• Exercise requirements: Retype the lines beneath this one, from the first through the line containing "const actions = ['添加变量', '删除变量', '向上', '添加用户', '删除用户', '向下']". Pictures are left out.

• Data extract:

▽

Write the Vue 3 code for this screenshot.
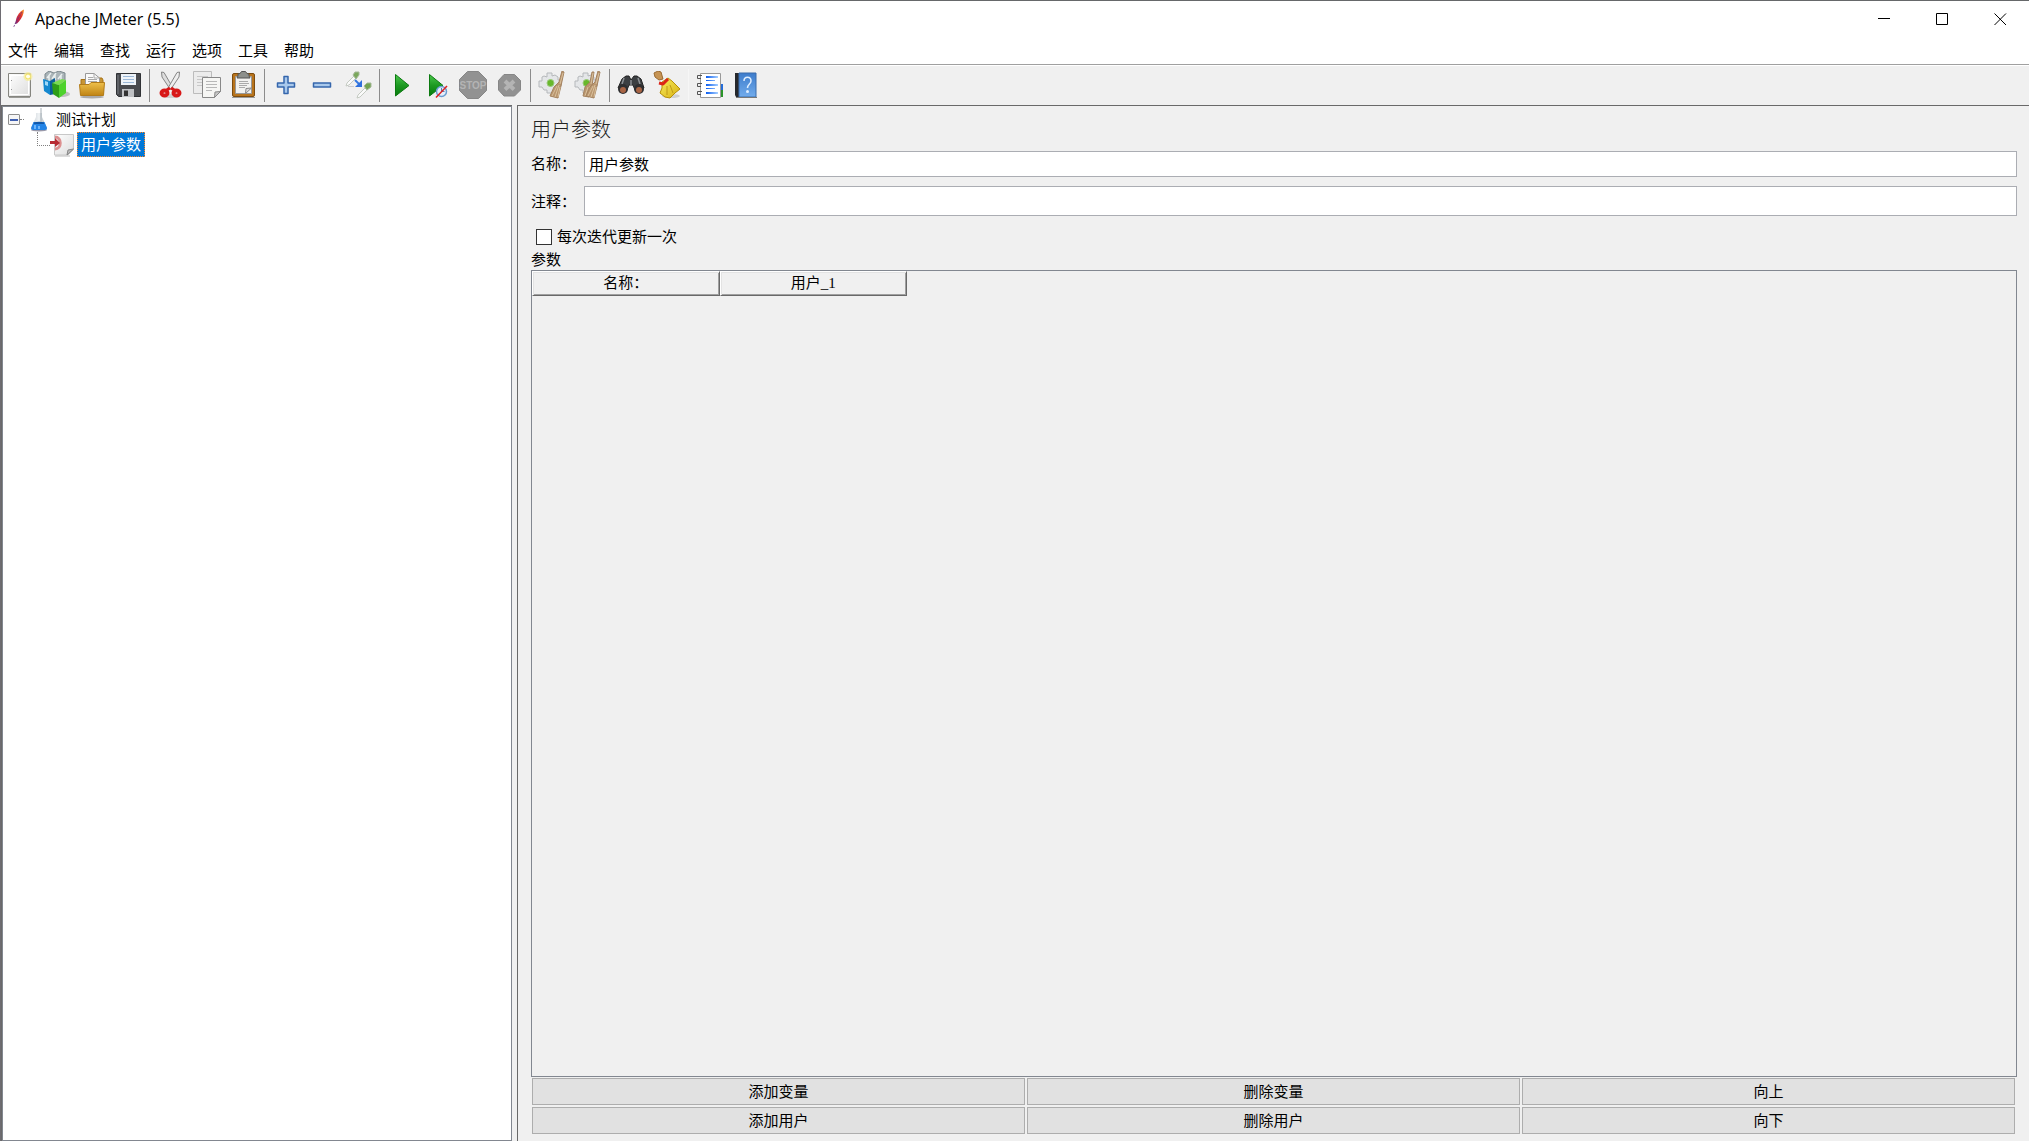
<script setup>
import { ref } from 'vue'

const menus = ['文件', '编辑', '查找', '运行', '选项', '工具', '帮助']

const toolGroups = [
  [
    { id: 'new', label: '新建' },
    { id: 'templates', label: '模板' },
    { id: 'open', label: '打开' },
    { id: 'save', label: '保存' },
  ],
  [
    { id: 'cut', label: '剪切' },
    { id: 'copy', label: '复制' },
    { id: 'paste', label: '粘贴' },
  ],
  [
    { id: 'expand', label: '展开' },
    { id: 'collapse', label: '折叠' },
    { id: 'toggle', label: '切换' },
  ],
  [
    { id: 'start', label: '启动' },
    { id: 'startNoTimers', label: '不停顿开始' },
    { id: 'stop', label: '停止' },
    { id: 'shutdown', label: '关闭' },
  ],
  [
    { id: 'clear', label: '清除' },
    { id: 'clearAll', label: '清除全部' },
  ],
  [
    { id: 'search', label: '查找' },
    { id: 'reset', label: '重置搜索' },
  ],
  [
    { id: 'functions', label: '函数助手' },
    { id: 'help', label: '帮助' },
  ],
]

const columns = ['名称：', '用户_1']
const actions = ['添加变量', '删除变量', '向上', '添加用户', '删除用户', '向下']

const name = ref('用户参数')
const comment = ref('')
const perIteration = ref(false)
</script>

<template>
  <div class="window">
    <svg class="defs" width="0" height="0" aria-hidden="true">
      <defs>
        <linearGradient id="gPaper" x1="0" y1="0" x2="1" y2="1">
          <stop offset="0" stop-color="#fff" /><stop offset="1" stop-color="#dcdcdc" />
        </linearGradient>
        <linearGradient id="gGold" x1="0" y1="0" x2="0" y2="1">
          <stop offset="0" stop-color="#eec04c" /><stop offset="1" stop-color="#c08414" />
        </linearGradient>
        <linearGradient id="gGreen" x1="0" y1="0" x2="0" y2="1">
          <stop offset="0" stop-color="#4cc84c" /><stop offset=".5" stop-color="#1d9a22" /><stop offset="1" stop-color="#067a0c" />
        </linearGradient>
        <linearGradient id="gBlue" x1="0" y1="0" x2="0" y2="1">
          <stop offset="0" stop-color="#3d7ccc" /><stop offset="1" stop-color="#72acec" />
        </linearGradient>
        <linearGradient id="gLine" x1="0" y1="0" x2="1" y2="0">
          <stop offset="0" stop-color="#0a5cf0" /><stop offset="1" stop-color="#a8d0ff" />
        </linearGradient>
        <linearGradient id="gFeather" x1="1" y1="0" x2="0" y2="1">
          <stop offset="0" stop-color="#f79a23" /><stop offset=".4" stop-color="#e0342c" /><stop offset=".75" stop-color="#b5214e" /><stop offset="1" stop-color="#5c2a80" />
        </linearGradient>
        <linearGradient id="gGlass" x1="0" y1="0" x2="1" y2="0">
          <stop offset="0" stop-color="#c4ccd2" /><stop offset=".5" stop-color="#f0f3f5" /><stop offset="1" stop-color="#9ba6ae" />
        </linearGradient>
        <linearGradient id="gBroom" x1="0" y1="0" x2="1" y2="1">
          <stop offset="0" stop-color="#f8ee60" /><stop offset="1" stop-color="#d8b010" />
        </linearGradient>
      </defs>
    </svg>

    <header class="titlebar">
      <svg width="12" height="20" viewBox="0 0 12 20" aria-hidden="true">
        <path d="M11 0.5C8 1.500 5 5 3.500 9L2 15L4 14.500C7 12 9.500 8 10.500 4Z" fill="url(#gFeather)" />
        <path d="M9 3L2.500 14L0.500 18.500" fill="none" stroke="#6b3080" stroke-width=".8" stroke-dasharray="2 1" />
      </svg>
      <h1 class="caption">Apache JMeter (5.5)</h1>
      <div class="winbuttons">
        <button type="button" aria-label="最小化"><svg width="13" height="13" viewBox="0 0 13 13"><path d="M0 5.500H12" /></svg></button>
        <button type="button" aria-label="最大化"><svg width="13" height="13" viewBox="0 0 13 13"><path d="M.5.5H11.500V11.500H.5Z" /></svg></button>
        <button type="button" aria-label="关闭"><svg width="13" height="13" viewBox="0 0 13 13"><path d="M.5.5L12 12M12 .5L.5 12" /></svg></button>
      </div>
    </header>

    <nav class="menubar">
      <button v-for="m in menus" :key="m" type="button">{{ m }}</button>
    </nav>

    <div class="toolbar" role="toolbar">
      <div v-for="(group, gi) in toolGroups" :key="gi" class="group">
        <button v-for="t in group" :key="t.id" type="button" :aria-label="t.label">
          <svg width="28" height="28" viewBox="0 0 28 28">
            <template v-if="t.id === 'new'">
              <path d="M2.500 2.500H24.500V25.500H2.500Z" fill="url(#gPaper)" stroke="#85857f" />
              <path d="M3 26.500H24" stroke="#9a9a96" />
              <path d="M4.500 4.500H22.500V23.500H4.500Z" fill="none" stroke="#fff" />
              <path d="M5 9.500h1M5 18.500h1" stroke="#999" />
              <circle cx="22" cy="5.500" r="4.500" fill="#f6ec9a" opacity=".75" />
              <circle cx="22" cy="5.500" r="2.500" fill="#fffde8" stroke="#f2e15c" />
            </template>
            <template v-else-if="t.id === 'templates'">
              <ellipse cx="20" cy="23" rx="8" ry="3" fill="#aaa" opacity=".7" />
              <path d="M3 3L7 0L12 2L17 0L23 2V14H3Z" fill="#aab4b8" stroke="#7d898e" />
              <path d="M5 7L9 2M10 8L14 2M16 8L20 3M7 10V5M13 9V4M19 9V5" stroke="#e9efef" stroke-width="1.500" />
              <path d="M1 8L8 10V24L2 20Z" fill="#1588cf" />
              <path d="M8 10L13 7V23L8 24Z" fill="#0b5f9c" />
              <path d="M3 10L6 11V15L3 14Z" fill="#9ed8f8" />
              <path d="M10 12L17 14V27L11 23Z" fill="#2e9d17" />
              <path d="M17 14L24 9V22L17 27Z" fill="#4ed22c" />
              <path d="M17 14L24 9L20 8L10 12Z" fill="#78dd50" />
            </template>
            <template v-else-if="t.id === 'open'">
              <ellipse cx="14" cy="26" rx="12" ry="1.500" fill="#aaa" />
              <path d="M3 8.500H10L12 7H24L25 9V23H3Z" fill="#c79535" stroke="#a87315" />
              <path d="M7.500 14V2.500H16L21.500 7V14Z" fill="#fafafa" stroke="#999" />
              <path d="M16 2.500V7H21" fill="none" stroke="#aaa" />
              <path d="M10 6.500h5M10 8.500h9M10 10.500h9" stroke="#aaa" />
              <path d="M1.500 13.500H11L13 11.500H26.500L25.500 24.500H2.500Z" fill="url(#gGold)" stroke="#b37c18" />
            </template>
            <template v-else-if="t.id === 'save'">
              <path d="M2.500 2.500H26.500V25.500H4.500L2.500 23.500Z" fill="#484a4e" stroke="#303236" />
              <path d="M7 3H22V14H7Z" fill="#eef3f8" />
              <path d="M9 5.500h11M9 8.500h11M9 11.500h11" stroke="#9bb8d8" />
              <path d="M8 18H20V26H8Z" fill="#bfc1c4" />
              <path d="M10 19.500H14V25H10Z" fill="#333" />
              <path d="M4 4v19" stroke="#777a80" />
            </template>
            <template v-else-if="t.id === 'cut'">
              <ellipse cx="14" cy="25" rx="9" ry="2" fill="#d0d0d0" />
              <path d="M4.500 1L7 1.500L16 17L13 18L5 6Z" fill="#ddd" stroke="#858585" />
              <path d="M22.500 1L20 1.500L11 17L14 18L22 6Z" fill="#eee" stroke="#858585" />
              <ellipse cx="7.500" cy="22" rx="3" ry="2.500" fill="none" stroke="#d81818" stroke-width="4" />
              <ellipse cx="19.500" cy="22" rx="3" ry="2.500" fill="none" stroke="#d81818" stroke-width="4" />
              <path d="M9 19.500L13 17M18 19.500L14 17" stroke="#d81818" stroke-width="3" />
            </template>
            <template v-else-if="t.id === 'copy'">
              <path d="M.5.5H18.500V22.500H.5Z" fill="#ececec" stroke="#bcbcbc" />
              <path d="M4 5.500h11M4 8.500h6M4 11.500h5M4 14.500h5" stroke="#c8c8c8" />
              <path d="M9.500 6.500H27.500V20.500L21.500 26.500H9.500Z" fill="#f6f6f4" stroke="#888" />
              <path d="M13 10.500h11M13 13.500h11M13 16.500h11M13 19.500h6" stroke="#b8b8b8" />
              <path d="M21.500 26.500L22 21L27.500 20.500Z" fill="#c8c8c8" stroke="#888" />
            </template>
            <template v-else-if="t.id === 'paste'">
              <path d="M3 26.500H26" stroke="#999" />
              <rect x="3.500" y="2.500" width="22" height="23" rx="1.500" fill="#b8741c" stroke="#7c4c10" />
              <path d="M6.500 5.500H22.500V22.500H6.500Z" fill="#f2f2f0" stroke="#999" />
              <path d="M9 5V3L11 2.500L12.500.5H16.500L18 2.500L20 3V5L21 7H8Z" fill="#8d908c" stroke="#555" />
              <path d="M10 10.500h9M10 12.500h10M10 14.500h8M10 16.500h6" stroke="#aaa" />
              <path d="M16.500 22.500L17 17.500L22.500 17Z" fill="#ddd" stroke="#888" />
            </template>
            <template v-else-if="t.id === 'expand'">
              <path d="M12 5.500H16V12H22.500V16H16V22.500H12V16H5.500V12H12Z" fill="#a9c9ec" stroke="#3566ac" stroke-width="1.500" />
            </template>
            <template v-else-if="t.id === 'collapse'">
              <path d="M5.500 12H22.500V16H5.500Z" fill="#a9c9ec" stroke="#3566ac" stroke-width="1.500" />
            </template>
            <template v-else-if="t.id === 'toggle'">
              <path d="M10 5L3 12L2 15L5 14L12 7Z" fill="#fafafa" stroke="#c4cac2" />
              <path d="M9 4L11 1L15 1V4L12 8Z" fill="#7aa85c" stroke="#a5b898" />
              <path d="M21 17L14 24L13 27L16 26L23 19Z" fill="#fafafa" stroke="#c4cac2" />
              <path d="M20 15L23 12L27 12V16L23 19Z" fill="#72a450" stroke="#a5b898" />
              <path d="M11 9L15 13" stroke="#3578e0" stroke-width="2" />
              <path d="M18 9V16H11Z" fill="#2f70dd" />
              <path d="M4 15.500H10" stroke="#ccc" />
            </template>
            <template v-else-if="t.id === 'start'">
              <path d="M8.500 3.500V25L22 14.500Z" fill="url(#gGreen)" stroke="#0b7a10" />
            </template>
            <template v-else-if="t.id === 'startNoTimers'">
              <path d="M6.500 3.500V25L20 14.500Z" fill="url(#gGreen)" stroke="#0b7a10" />
              <circle cx="18.500" cy="20.500" r="5" fill="#e4eefa" stroke="#6b9cd0" stroke-width="1.500" />
              <path d="M18.500 17v3.500h3" fill="none" stroke="#557fb0" />
              <path d="M13 26.500L24 15" stroke="#e02020" stroke-width="1.500" />
            </template>
            <template v-else-if="t.id === 'stop'">
              <path d="M8.500.5H19.500L27.500 8.500V19.500L19.500 27.500H8.500L.5 19.500V8.500Z" fill="#929292" stroke="#868686" />
              <text x="14" y="18" text-anchor="middle" class="stoptext">STOP</text>
            </template>
            <template v-else-if="t.id === 'shutdown'">
              <path d="M9 3.500H19.500L25.500 9.500V19L19.500 25H9L3.500 19V9.500Z" fill="#929292" stroke="#868686" />
              <path d="M10 10L19 18.500M19 10L10 18.500" stroke="#b4b4b4" stroke-width="4" />
            </template>
            <template v-else-if="t.id === 'clear' || t.id === 'clearAll'">
              <path d="M9 2H14V5L17 4L20 6V9H23V15H20V19L16 20L14 22H9V19H6L4 16H1V10H4V6L6 5L9 6Z" fill="#e4e6e8" stroke="#b5b8bb" />
              <circle cx="12.500" cy="12" r="3.500" fill="#68b82c" stroke="#9bc97c" />
              <path v-if="t.id === 'clearAll'" d="M18 1L16 11L11 16L9 25L15 26L18 15L20 1Z" fill="#b9966f" stroke="#a58360" />
              <path v-if="t.id === 'clearAll'" d="M14 16L11 25M16 15L14 25M19 2L17 13" stroke="#d9c09c" />
              <path d="M24 0L21 11L16 16L12 25L20 27L23 15L26 1Z" fill="#b9966f" stroke="#a58360" />
              <path d="M19 15L14 25M21 14L17 26M22 16L20 26M25 2L22 13" stroke="#d9c09c" />
            </template>
            <template v-else-if="t.id === 'search'">
              <path d="M5 8L9 5H12L14 9L17 5H20L24 8L27 17L18 19L16 14H12L10 19L1 17Z" fill="#3c3f42" stroke="#222" />
              <path d="M7 7L5 13M21 7L23 13M14 9v5" stroke="#8c9094" stroke-width="1.500" />
              <circle cx="6" cy="18" r="5" fill="#2e2e30" />
              <circle cx="22" cy="18" r="5" fill="#2e2e30" />
              <circle cx="6" cy="19" r="3" fill="#a86444" />
              <circle cx="22" cy="19" r="3" fill="#a86444" />
            </template>
            <template v-else-if="t.id === 'reset'">
              <ellipse cx="18" cy="25" rx="9" ry="2" fill="#cfcfcf" />
              <path d="M1 2L5 0L8 1L10 8L6 9L2 6Z" fill="#c69454" stroke="#9a6a30" />
              <path d="M9 11L15 7L19 10L27 18L22 22L17 27L12 26L7 22L9 17Z" fill="url(#gBroom)" stroke="#b79008" />
              <path d="M14 15L14 24M17 14L20 22" stroke="#c09a18" />
              <path d="M6 12L10 13L15 8" fill="none" stroke="#dc2418" stroke-width="3" />
            </template>
            <template v-else-if="t.id === 'functions'">
              <path d="M22 19H27V26H20Z" fill="#2a9428" />
              <path d="M22 13H27V19H22Z" fill="#246cd8" />
              <path d="M4.500 2.500H24.500V26.500H4.500Z" fill="#fff" stroke="#999" />
              <path d="M10 5H22V7H10ZM10 9H19V10H10ZM10 13H22V15H10ZM10 17H19V18H10ZM10 21H22V23H10Z" fill="url(#gLine)" />
              <path d="M6 4.500H1.500V7.500H5M6 12.500H1.500V15.500H5M6 20.500H1.500V23.500H5" fill="none" stroke="#555" />
            </template>
            <template v-else>
              <path d="M3 2H7V26H4L3 24Z" fill="#26282c" />
              <path d="M7 2H24V26H7Z" fill="url(#gBlue)" stroke="#3a6cac" />
              <path d="M4 26.500H25" stroke="#777" />
              <path d="M12 10C12 5 19 5 19 10C19 13 15.500 13 15.500 17" fill="none" stroke="#dfeeff" stroke-width="1.500" />
              <circle cx="15.500" cy="20.500" r="1.500" fill="#dfeeff" />
            </template>
          </svg>
        </button>
      </div>
    </div>

    <main class="split">
      <aside class="tree">
        <div class="row root">
          <button type="button" class="expander" aria-label="折叠节点"></button>
          <span class="stub"></span>
          <svg width="18" height="24" viewBox="0 0 18 24" aria-hidden="true">
            <ellipse cx="9" cy="22" rx="8" ry="1.500" fill="#99a" />
            <path d="M6 5H12V9L17 20Q17 22 15 22H3Q1 22 1 20L6 9Z" fill="url(#gGlass)" />
            <path d="M3.500 14H14.500L17 20Q17 22 15 22H3Q1 22 1 20Z" fill="#2484e6" />
            <path d="M4 14.500Q9 13 14 14.500L14 16H4Z" fill="#1258a8" />
            <path d="M5 17V21M9 18V21" stroke="#6cb4fa" stroke-width="2" />
            <path d="M11 0V14" stroke="#a4adb3" />
          </svg>
          <span class="node">测试计划</span>
        </div>
        <div class="row child">
          <span class="elbow"></span>
          <svg width="25" height="24" viewBox="0 0 25 24" aria-hidden="true">
            <path d="M5 23H20" stroke="#bbb" />
            <path d="M4.500 1.500H23.500V16.500L18 22H4.500Z" fill="url(#gPaper)" stroke="#c8c8c8" />
            <path d="M17 22L18 17L23.500 16Z" fill="#bbb" stroke="#888" />
            <path d="M5 4C12 4 12 16 5 16" fill="none" stroke="#dc9090" stroke-width="3" />
            <path d="M0 8H5V5L10 10L5 14V11H0Z" fill="#b82c34" />
          </svg>
          <span class="node selected">用户参数</span>
        </div>
      </aside>

      <section class="pane">
        <h2>用户参数</h2>
        <div class="field name">
          <label for="name">名称：</label>
          <input id="name" v-model="name" type="text" />
        </div>
        <div class="field comment">
          <label for="comment">注释：</label>
          <input id="comment" v-model="comment" type="text" />
        </div>
        <label class="check">
          <input v-model="perIteration" type="checkbox" />
          <span>每次迭代更新一次</span>
        </label>
        <div id="params" class="tabletitle">参数</div>
        <div class="scroll">
          <table aria-labelledby="params">
            <thead>
              <tr><th v-for="c in columns" :key="c" scope="col">{{ c }}</th></tr>
            </thead>
            <tbody></tbody>
          </table>
        </div>
        <div class="actions">
          <button v-for="a in actions" :key="a" type="button">{{ a }}</button>
        </div>
      </section>
    </main>
  </div>
</template>

<style>
body {
  margin: 0;
  background: #f0f0f0;
}
</style>

<style scoped>
* {
  box-sizing: border-box;
}
.window {
  display: flex;
  flex-direction: column;
  min-height: 100vh;
  border-top: 1px solid #66686a;
  border-left: 1px solid #6e6c72;
  background: #f0f0f0;
  color: #000;
  font-family: "Noto Sans CJK SC", sans-serif;
  font-size: 15px;
  line-height: 20px;
}
.defs {
  position: absolute;
}
button {
  margin: 0;
  padding: 0;
  border: 0;
  background: none;
  color: inherit;
  font: inherit;
}

.titlebar {
  display: flex;
  align-items: center;
  height: 36px;
  padding-left: 12px;
  background: #fff;
}
.caption {
  flex: 1;
  margin: 0 0 0 10px;
  font: 400 16px/20px "Open Sans", "Noto Sans", sans-serif;
}
.winbuttons {
  display: flex;
}
.winbuttons button {
  display: flex;
  align-items: center;
  justify-content: center;
  width: 58px;
  height: 36px;
}
.winbuttons path {
  fill: none;
  stroke: #000;
}

.menubar {
  display: flex;
  gap: 16px;
  height: 28px;
  padding: 0 7px 2px;
  border-bottom: 1px solid #a0a0a0;
  background: #fff;
}

.toolbar {
  display: flex;
  height: 40px;
  padding-left: 1px;
  border-top: 1px solid #fff;
}
.group {
  display: flex;
}
.group + .group::before {
  content: "";
  width: 1px;
  height: 33px;
  margin: 3px 3px 0;
  background: #8c8c8c;
}
.group:last-child::before {
  background: #f6f6f6;
}
.group button {
  display: flex;
  align-items: center;
  justify-content: center;
  width: 36px;
  height: 38px;
}
.group path,
.group circle,
.group ellipse {
  stroke-linejoin: round;
}
.stoptext {
  fill: #b4b4b4;
  font: 700 10px "Liberation Sans", sans-serif;
}

.split {
  display: flex;
  flex: 1;
  gap: 5px;
}
.tree {
  position: relative;
  flex: 0 0 510px;
  margin: 1px 0 0 1px;
  border: 1px solid #828790;
  background: #fff;
}
.tree::before {
  content: "";
  position: absolute;
  inset: -2px -1px -1px -2px;
  border: solid #696969;
  border-width: 1px 0 0 1px;
  pointer-events: none;
}
.row {
  display: flex;
  align-items: center;
  height: 25px;
}
.root {
  padding-left: 5px;
}
.expander {
  display: flex;
  align-items: center;
  justify-content: center;
  width: 12px;
  height: 11px;
  border: 1px solid #8e8e8e;
  border-radius: 1px;
  background: #f6f6f6;
}
.expander::before {
  content: "";
  width: 8px;
  height: 2px;
  background: #3f5fb0;
}
.stub {
  width: 4px;
  margin-right: 6px;
  border-top: 1px dotted #808080;
}
.node {
  padding-bottom: 2px;
}
.root .node {
  margin-left: 8px;
}
.child {
  padding-left: 34px;
}
.elbow {
  align-self: flex-start;
  width: 13px;
  height: 14px;
  border: dotted #808080;
  border-width: 0 0 1px 1px;
}
.selected {
  height: 25px;
  margin-left: 2px;
  padding: 1px 3px;
  border: 1px dotted #ff8728;
  background: #0078d7;
  color: #fff;
}

.pane {
  display: flex;
  flex: 1;
  flex-direction: column;
  min-width: 0;
  padding: 9px 12px 7px 13px;
  border: solid #696969;
  border-width: 1px 0 0 1px;
}
h2 {
  margin: 0 0 8px;
  color: #222;
  font-size: 20px;
  font-weight: 300;
  line-height: 28px;
}
.field {
  display: flex;
  align-items: center;
}
.field label {
  width: 53px;
  white-space: nowrap;
}
.field input {
  flex: 1;
  min-width: 0;
  height: 26px;
  padding: 0 4px 2px;
  border: 1px solid #abadb3;
  background: #fff;
  color: #000;
  font: inherit;
}
.name label {
  padding-bottom: 2px;
}
.comment {
  margin-top: 9px;
}
.comment input {
  height: 30px;
}
.check {
  display: flex;
  align-items: center;
  gap: 5px;
  align-self: flex-start;
  margin-top: 11px;
}
.check input {
  width: 16px;
  height: 16px;
  margin: 0 0 0 5px;
  border: 1px solid #333;
  background: #fff;
  appearance: none;
}
.check span {
  padding-bottom: 2px;
  line-height: 18px;
}
.tabletitle {
  margin: 2px 0 1px;
}
.scroll {
  flex: 1;
  border: 1px solid #828790;
}
table {
  border-spacing: 0;
  table-layout: fixed;
  width: 375px;
}
th {
  height: 25px;
  padding: 0 0 2px;
  border: 1px solid;
  border-color: #fff #696969 #696969 #fff;
  box-shadow: inset 1px 1px #e3e3e3, inset -1px -1px #a0a0a0;
  font-family: "Liberation Serif", "Noto Sans CJK SC", serif;
  font-weight: 400;
}
.actions {
  display: grid;
  grid-template-columns: repeat(3, 1fr);
  gap: 2px;
  margin-top: 1px;
  padding: 0 2px 0 1px;
}
.actions button {
  height: 27px;
  padding-bottom: 2px;
  border: 1px solid #adadad;
  background: #e1e1e1;
}
</style>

△

• Completed task:
Write the Vue 3 code for this screenshot.
<script setup>
import { ref } from 'vue'

const menus = ['文件', '编辑', '查找', '运行', '选项', '工具', '帮助']

const toolGroups = [
  [
    { id: 'new', label: '新建' },
    { id: 'templates', label: '模板' },
    { id: 'open', label: '打开' },
    { id: 'save', label: '保存' },
  ],
  [
    { id: 'cut', label: '剪切' },
    { id: 'copy', label: '复制' },
    { id: 'paste', label: '粘贴' },
  ],
  [
    { id: 'expand', label: '展开' },
    { id: 'collapse', label: '折叠' },
    { id: 'toggle', label: '切换' },
  ],
  [
    { id: 'start', label: '启动' },
    { id: 'startNoTimers', label: '不停顿开始' },
    { id: 'stop', label: '停止' },
    { id: 'shutdown', label: '关闭' },
  ],
  [
    { id: 'clear', label: '清除' },
    { id: 'clearAll', label: '清除全部' },
  ],
  [
    { id: 'search', label: '查找' },
    { id: 'reset', label: '重置搜索' },
  ],
  [
    { id: 'functions', label: '函数助手' },
    { id: 'help', label: '帮助' },
  ],
]

const columns = ['名称：', '用户_1']
const actions = ['添加变量', '删除变量', '向上', '添加用户', '删除用户', '向下']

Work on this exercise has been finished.